Superconformal Affine Liouville Theory

TL;DR

This paper introduces a new superconformal and integrable model based on a twisted affine superalgebra, extending the conformal affine Liouville theory to include supersymmetry and analyzing its classical solutions and algebraic structures.

Contribution

It constructs a superconformal integrable model from a twisted affine superalgebra, connecting it to super-Liouville and super sinh-Gordon theories, and derives classical solutions and algebraic frameworks.

Findings

Model reduces to super-Liouville and super sinh-Gordon theories under limits

Provides reconstruction formulae for classical solutions

Derives classical r-matrices and exchange algebras

Abstract

We present a superconformally invariant and integrable model based on the twisted affine Kac-Moody superalgebra $\hat{osp(2|2)}^{(2)}$ which is the supersymmetrization of the purely bosonic conformal affine Liouville theory recently proposed by Babelon and Bonora.

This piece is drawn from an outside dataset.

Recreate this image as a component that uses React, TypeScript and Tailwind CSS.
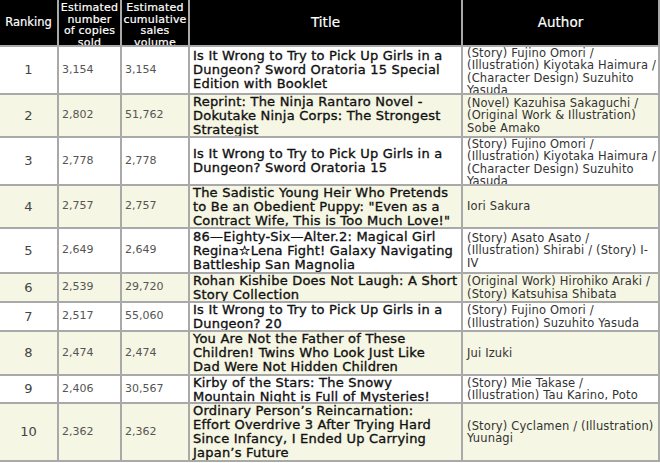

Our model reduces to the super-Liouville or to the super sinh-Gordon theories under certain limit conditions and can be obtained, via hamiltonian reduction, from a superspace WZNW model with values in the corresponding affine KM supergroup. The reconstruction formulae for classical solutions are given. The classical $r$-matrices in the homogeneous grading and the exchange algebras are worked out.